=== PROVIDED DATA ===

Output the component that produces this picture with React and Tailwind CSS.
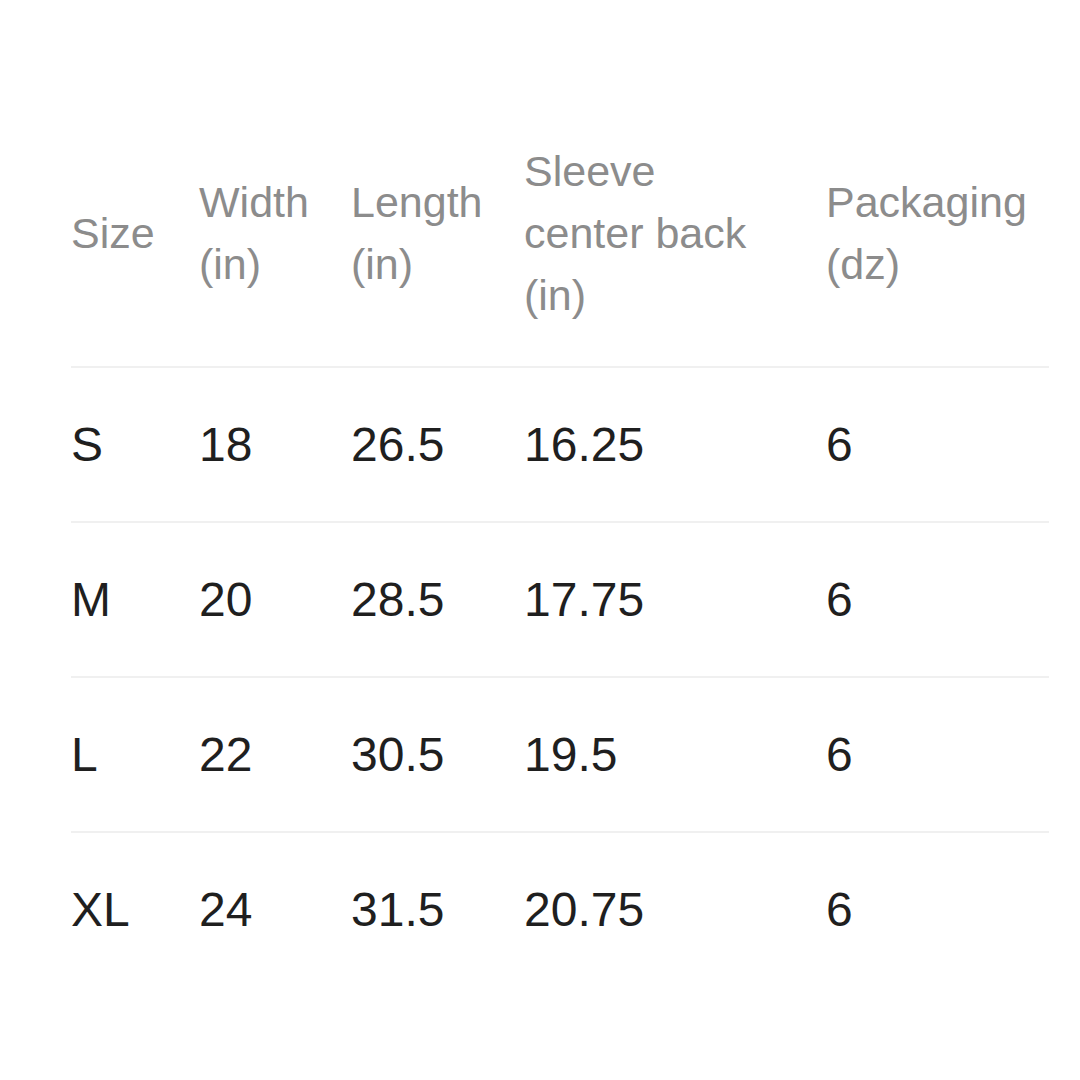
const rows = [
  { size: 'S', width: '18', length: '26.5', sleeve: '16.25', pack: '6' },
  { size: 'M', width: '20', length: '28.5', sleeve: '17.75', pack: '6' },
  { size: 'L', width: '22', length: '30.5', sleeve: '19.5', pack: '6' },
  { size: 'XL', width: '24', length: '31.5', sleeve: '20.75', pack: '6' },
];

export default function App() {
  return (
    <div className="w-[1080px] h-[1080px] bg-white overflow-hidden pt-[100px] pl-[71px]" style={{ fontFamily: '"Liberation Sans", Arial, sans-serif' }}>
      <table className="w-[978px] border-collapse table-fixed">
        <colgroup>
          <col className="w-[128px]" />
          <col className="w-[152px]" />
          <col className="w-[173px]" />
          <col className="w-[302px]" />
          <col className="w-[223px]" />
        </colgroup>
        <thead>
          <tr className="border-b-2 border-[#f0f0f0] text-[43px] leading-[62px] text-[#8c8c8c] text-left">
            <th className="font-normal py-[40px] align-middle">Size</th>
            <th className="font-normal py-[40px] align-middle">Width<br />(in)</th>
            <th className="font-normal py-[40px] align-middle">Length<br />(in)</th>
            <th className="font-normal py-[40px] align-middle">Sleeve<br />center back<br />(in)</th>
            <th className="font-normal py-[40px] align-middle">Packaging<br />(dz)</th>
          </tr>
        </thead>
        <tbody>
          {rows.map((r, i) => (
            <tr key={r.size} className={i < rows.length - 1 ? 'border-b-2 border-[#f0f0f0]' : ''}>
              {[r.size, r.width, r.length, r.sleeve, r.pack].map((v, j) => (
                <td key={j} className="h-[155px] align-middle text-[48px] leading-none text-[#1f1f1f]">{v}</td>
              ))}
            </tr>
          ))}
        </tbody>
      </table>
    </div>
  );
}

===

▸ **INSTRUCTIONS FOR THE TASK**
Omit pictures; set down the rest of the material word for word.

▸ **RESULT BELOW**
Output the component that produces this picture with React and Tailwind CSS.
const rows = [
  { size: 'S', width: '18', length: '26.5', sleeve: '16.25', pack: '6' },
  { size: 'M', width: '20', length: '28.5', sleeve: '17.75', pack: '6' },
  { size: 'L', width: '22', length: '30.5', sleeve: '19.5', pack: '6' },
  { size: 'XL', width: '24', length: '31.5', sleeve: '20.75', pack: '6' },
];

export default function App() {
  return (
    <div className="w-[1080px] h-[1080px] bg-white overflow-hidden pt-[100px] pl-[71px]" style={{ fontFamily: '"Liberation Sans", Arial, sans-serif' }}>
      <table className="w-[978px] border-collapse table-fixed">
        <colgroup>
          <col className="w-[128px]" />
          <col className="w-[152px]" />
          <col className="w-[173px]" />
          <col className="w-[302px]" />
          <col className="w-[223px]" />
        </colgroup>
        <thead>
          <tr className="border-b-2 border-[#f0f0f0] text-[43px] leading-[62px] text-[#8c8c8c] text-left">
            <th className="font-normal py-[40px] align-middle">Size</th>
            <th className="font-normal py-[40px] align-middle">Width<br />(in)</th>
            <th className="font-normal py-[40px] align-middle">Length<br />(in)</th>
            <th className="font-normal py-[40px] align-middle">Sleeve<br />center back<br />(in)</th>
            <th className="font-normal py-[40px] align-middle">Packaging<br />(dz)</th>
          </tr>
        </thead>
        <tbody>
          {rows.map((r, i) => (
            <tr key={r.size} className={i < rows.length - 1 ? 'border-b-2 border-[#f0f0f0]' : ''}>
              {[r.size, r.width, r.length, r.sleeve, r.pack].map((v, j) => (
                <td key={j} className="h-[155px] align-middle text-[48px] leading-none text-[#1f1f1f]">{v}</td>
              ))}
            </tr>
          ))}
        </tbody>
      </table>
    </div>
  );
}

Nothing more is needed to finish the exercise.